* start Raw data *

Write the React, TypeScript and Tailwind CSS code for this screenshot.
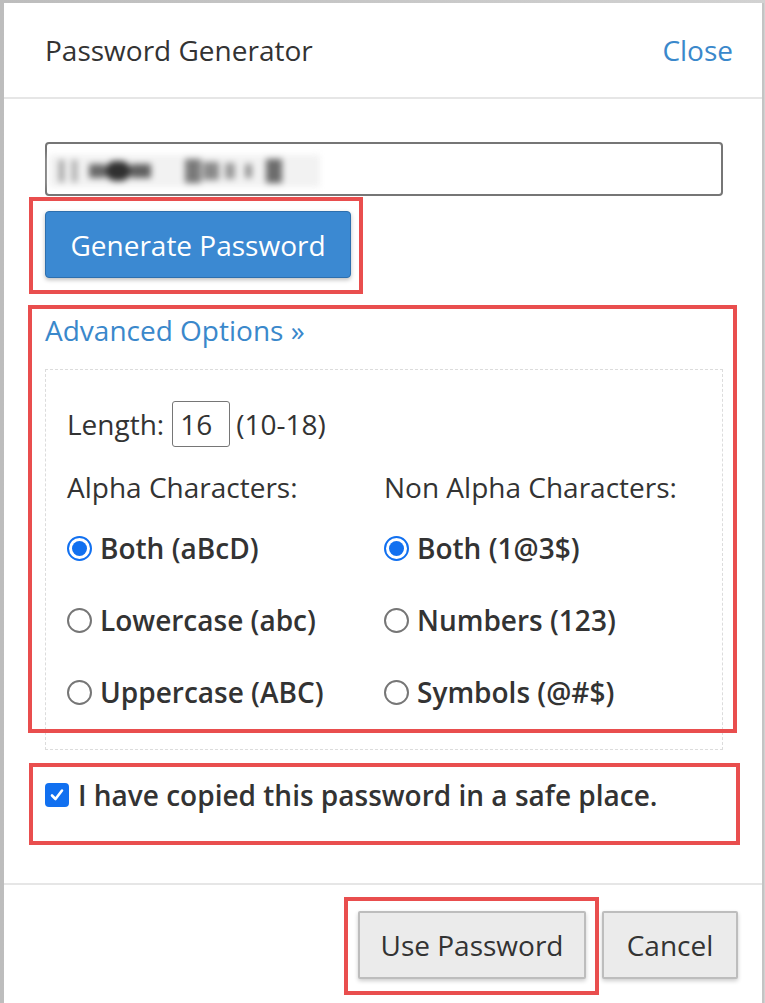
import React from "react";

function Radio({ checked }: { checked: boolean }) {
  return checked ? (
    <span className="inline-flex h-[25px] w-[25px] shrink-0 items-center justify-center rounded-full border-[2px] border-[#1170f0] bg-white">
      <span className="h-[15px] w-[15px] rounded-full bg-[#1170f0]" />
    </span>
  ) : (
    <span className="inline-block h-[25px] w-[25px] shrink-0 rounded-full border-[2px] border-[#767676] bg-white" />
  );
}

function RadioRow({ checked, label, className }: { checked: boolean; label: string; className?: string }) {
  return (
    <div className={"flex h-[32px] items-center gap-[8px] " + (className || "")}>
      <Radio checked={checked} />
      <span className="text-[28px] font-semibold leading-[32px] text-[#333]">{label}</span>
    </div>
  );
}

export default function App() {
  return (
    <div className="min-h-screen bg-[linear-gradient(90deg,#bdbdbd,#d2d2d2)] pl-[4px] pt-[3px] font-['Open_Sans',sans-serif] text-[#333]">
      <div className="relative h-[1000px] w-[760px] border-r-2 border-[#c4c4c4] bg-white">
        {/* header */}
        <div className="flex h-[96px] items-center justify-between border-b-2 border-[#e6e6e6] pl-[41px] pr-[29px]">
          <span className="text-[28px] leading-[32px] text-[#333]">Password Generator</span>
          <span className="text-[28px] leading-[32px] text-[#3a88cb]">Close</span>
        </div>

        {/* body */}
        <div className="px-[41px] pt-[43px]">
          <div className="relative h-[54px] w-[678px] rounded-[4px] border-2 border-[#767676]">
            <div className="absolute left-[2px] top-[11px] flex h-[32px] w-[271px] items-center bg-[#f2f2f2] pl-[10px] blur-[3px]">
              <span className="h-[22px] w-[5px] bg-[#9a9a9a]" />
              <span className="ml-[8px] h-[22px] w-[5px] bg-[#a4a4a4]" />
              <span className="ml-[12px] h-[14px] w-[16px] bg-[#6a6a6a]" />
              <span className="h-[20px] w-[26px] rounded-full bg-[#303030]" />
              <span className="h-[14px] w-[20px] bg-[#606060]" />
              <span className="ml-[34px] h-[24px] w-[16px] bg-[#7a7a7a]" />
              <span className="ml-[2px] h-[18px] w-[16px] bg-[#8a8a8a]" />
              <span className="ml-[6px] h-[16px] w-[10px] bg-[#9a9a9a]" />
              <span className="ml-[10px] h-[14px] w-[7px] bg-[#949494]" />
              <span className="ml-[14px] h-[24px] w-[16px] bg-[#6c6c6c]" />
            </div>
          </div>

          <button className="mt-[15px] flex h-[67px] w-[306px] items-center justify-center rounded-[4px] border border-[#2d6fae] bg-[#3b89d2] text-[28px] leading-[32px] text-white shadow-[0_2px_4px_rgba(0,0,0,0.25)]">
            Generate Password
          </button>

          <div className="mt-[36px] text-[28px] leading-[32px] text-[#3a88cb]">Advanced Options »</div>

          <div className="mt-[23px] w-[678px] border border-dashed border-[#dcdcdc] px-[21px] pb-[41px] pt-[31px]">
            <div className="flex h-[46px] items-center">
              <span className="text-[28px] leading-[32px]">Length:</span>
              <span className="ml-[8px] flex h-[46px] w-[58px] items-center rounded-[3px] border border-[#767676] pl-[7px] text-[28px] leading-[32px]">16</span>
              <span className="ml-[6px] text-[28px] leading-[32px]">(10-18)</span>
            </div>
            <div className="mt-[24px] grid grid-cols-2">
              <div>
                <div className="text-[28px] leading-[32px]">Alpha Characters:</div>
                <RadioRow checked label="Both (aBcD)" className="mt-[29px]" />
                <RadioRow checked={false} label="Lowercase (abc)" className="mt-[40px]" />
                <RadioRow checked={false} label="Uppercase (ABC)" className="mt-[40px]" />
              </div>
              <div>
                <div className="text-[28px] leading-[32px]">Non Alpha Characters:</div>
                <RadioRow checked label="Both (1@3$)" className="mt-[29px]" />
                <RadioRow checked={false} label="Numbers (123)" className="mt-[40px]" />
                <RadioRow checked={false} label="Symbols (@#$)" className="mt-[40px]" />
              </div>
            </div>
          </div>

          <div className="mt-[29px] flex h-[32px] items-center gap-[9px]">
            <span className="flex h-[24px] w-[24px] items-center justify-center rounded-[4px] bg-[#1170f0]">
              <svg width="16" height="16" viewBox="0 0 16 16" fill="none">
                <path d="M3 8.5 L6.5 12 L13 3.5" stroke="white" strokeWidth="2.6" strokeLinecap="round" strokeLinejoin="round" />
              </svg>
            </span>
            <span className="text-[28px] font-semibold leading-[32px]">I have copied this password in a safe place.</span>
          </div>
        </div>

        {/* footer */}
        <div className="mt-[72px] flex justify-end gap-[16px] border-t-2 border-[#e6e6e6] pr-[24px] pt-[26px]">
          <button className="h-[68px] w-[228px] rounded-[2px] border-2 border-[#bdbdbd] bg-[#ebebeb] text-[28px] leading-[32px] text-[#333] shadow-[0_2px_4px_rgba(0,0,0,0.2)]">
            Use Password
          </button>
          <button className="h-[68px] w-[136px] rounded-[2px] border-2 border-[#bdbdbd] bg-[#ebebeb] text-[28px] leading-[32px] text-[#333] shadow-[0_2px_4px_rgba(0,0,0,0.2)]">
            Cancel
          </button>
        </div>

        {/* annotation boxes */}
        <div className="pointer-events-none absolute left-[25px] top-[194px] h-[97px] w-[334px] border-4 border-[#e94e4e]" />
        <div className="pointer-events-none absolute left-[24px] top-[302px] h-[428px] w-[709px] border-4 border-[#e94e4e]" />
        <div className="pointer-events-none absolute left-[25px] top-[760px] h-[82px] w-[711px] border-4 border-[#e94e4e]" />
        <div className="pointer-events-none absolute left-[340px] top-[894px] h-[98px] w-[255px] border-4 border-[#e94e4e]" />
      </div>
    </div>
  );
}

* end Raw data *

The listing above must be printed again exactly, minus its pictures.

* Solution:
Write the React, TypeScript and Tailwind CSS code for this screenshot.
import React from "react";

function Radio({ checked }: { checked: boolean }) {
  return checked ? (
    <span className="inline-flex h-[25px] w-[25px] shrink-0 items-center justify-center rounded-full border-[2px] border-[#1170f0] bg-white">
      <span className="h-[15px] w-[15px] rounded-full bg-[#1170f0]" />
    </span>
  ) : (
    <span className="inline-block h-[25px] w-[25px] shrink-0 rounded-full border-[2px] border-[#767676] bg-white" />
  );
}

function RadioRow({ checked, label, className }: { checked: boolean; label: string; className?: string }) {
  return (
    <div className={"flex h-[32px] items-center gap-[8px] " + (className || "")}>
      <Radio checked={checked} />
      <span className="text-[28px] font-semibold leading-[32px] text-[#333]">{label}</span>
    </div>
  );
}

export default function App() {
  return (
    <div className="min-h-screen bg-[linear-gradient(90deg,#bdbdbd,#d2d2d2)] pl-[4px] pt-[3px] font-['Open_Sans',sans-serif] text-[#333]">
      <div className="relative h-[1000px] w-[760px] border-r-2 border-[#c4c4c4] bg-white">
        {/* header */}
        <div className="flex h-[96px] items-center justify-between border-b-2 border-[#e6e6e6] pl-[41px] pr-[29px]">
          <span className="text-[28px] leading-[32px] text-[#333]">Password Generator</span>
          <span className="text-[28px] leading-[32px] text-[#3a88cb]">Close</span>
        </div>

        {/* body */}
        <div className="px-[41px] pt-[43px]">
          <div className="relative h-[54px] w-[678px] rounded-[4px] border-2 border-[#767676]">
            <div className="absolute left-[2px] top-[11px] flex h-[32px] w-[271px] items-center bg-[#f2f2f2] pl-[10px] blur-[3px]">
              <span className="h-[22px] w-[5px] bg-[#9a9a9a]" />
              <span className="ml-[8px] h-[22px] w-[5px] bg-[#a4a4a4]" />
              <span className="ml-[12px] h-[14px] w-[16px] bg-[#6a6a6a]" />
              <span className="h-[20px] w-[26px] rounded-full bg-[#303030]" />
              <span className="h-[14px] w-[20px] bg-[#606060]" />
              <span className="ml-[34px] h-[24px] w-[16px] bg-[#7a7a7a]" />
              <span className="ml-[2px] h-[18px] w-[16px] bg-[#8a8a8a]" />
              <span className="ml-[6px] h-[16px] w-[10px] bg-[#9a9a9a]" />
              <span className="ml-[10px] h-[14px] w-[7px] bg-[#949494]" />
              <span className="ml-[14px] h-[24px] w-[16px] bg-[#6c6c6c]" />
            </div>
          </div>

          <button className="mt-[15px] flex h-[67px] w-[306px] items-center justify-center rounded-[4px] border border-[#2d6fae] bg-[#3b89d2] text-[28px] leading-[32px] text-white shadow-[0_2px_4px_rgba(0,0,0,0.25)]">
            Generate Password
          </button>

          <div className="mt-[36px] text-[28px] leading-[32px] text-[#3a88cb]">Advanced Options »</div>

          <div className="mt-[23px] w-[678px] border border-dashed border-[#dcdcdc] px-[21px] pb-[41px] pt-[31px]">
            <div className="flex h-[46px] items-center">
              <span className="text-[28px] leading-[32px]">Length:</span>
              <span className="ml-[8px] flex h-[46px] w-[58px] items-center rounded-[3px] border border-[#767676] pl-[7px] text-[28px] leading-[32px]">16</span>
              <span className="ml-[6px] text-[28px] leading-[32px]">(10-18)</span>
            </div>
            <div className="mt-[24px] grid grid-cols-2">
              <div>
                <div className="text-[28px] leading-[32px]">Alpha Characters:</div>
                <RadioRow checked label="Both (aBcD)" className="mt-[29px]" />
                <RadioRow checked={false} label="Lowercase (abc)" className="mt-[40px]" />
                <RadioRow checked={false} label="Uppercase (ABC)" className="mt-[40px]" />
              </div>
              <div>
                <div className="text-[28px] leading-[32px]">Non Alpha Characters:</div>
                <RadioRow checked label="Both (1@3$)" className="mt-[29px]" />
                <RadioRow checked={false} label="Numbers (123)" className="mt-[40px]" />
                <RadioRow checked={false} label="Symbols (@#$)" className="mt-[40px]" />
              </div>
            </div>
          </div>

          <div className="mt-[29px] flex h-[32px] items-center gap-[9px]">
            <span className="flex h-[24px] w-[24px] items-center justify-center rounded-[4px] bg-[#1170f0]">
              <svg width="16" height="16" viewBox="0 0 16 16" fill="none">
                <path d="M3 8.5 L6.5 12 L13 3.5" stroke="white" strokeWidth="2.6" strokeLinecap="round" strokeLinejoin="round" />
              </svg>
            </span>
            <span className="text-[28px] font-semibold leading-[32px]">I have copied this password in a safe place.</span>
          </div>
        </div>

        {/* footer */}
        <div className="mt-[72px] flex justify-end gap-[16px] border-t-2 border-[#e6e6e6] pr-[24px] pt-[26px]">
          <button className="h-[68px] w-[228px] rounded-[2px] border-2 border-[#bdbdbd] bg-[#ebebeb] text-[28px] leading-[32px] text-[#333] shadow-[0_2px_4px_rgba(0,0,0,0.2)]">
            Use Password
          </button>
          <button className="h-[68px] w-[136px] rounded-[2px] border-2 border-[#bdbdbd] bg-[#ebebeb] text-[28px] leading-[32px] text-[#333] shadow-[0_2px_4px_rgba(0,0,0,0.2)]">
            Cancel
          </button>
        </div>

        {/* annotation boxes */}
        <div className="pointer-events-none absolute left-[25px] top-[194px] h-[97px] w-[334px] border-4 border-[#e94e4e]" />
        <div className="pointer-events-none absolute left-[24px] top-[302px] h-[428px] w-[709px] border-4 border-[#e94e4e]" />
        <div className="pointer-events-none absolute left-[25px] top-[760px] h-[82px] w-[711px] border-4 border-[#e94e4e]" />
        <div className="pointer-events-none absolute left-[340px] top-[894px] h-[98px] w-[255px] border-4 border-[#e94e4e]" />
      </div>
    </div>
  );
}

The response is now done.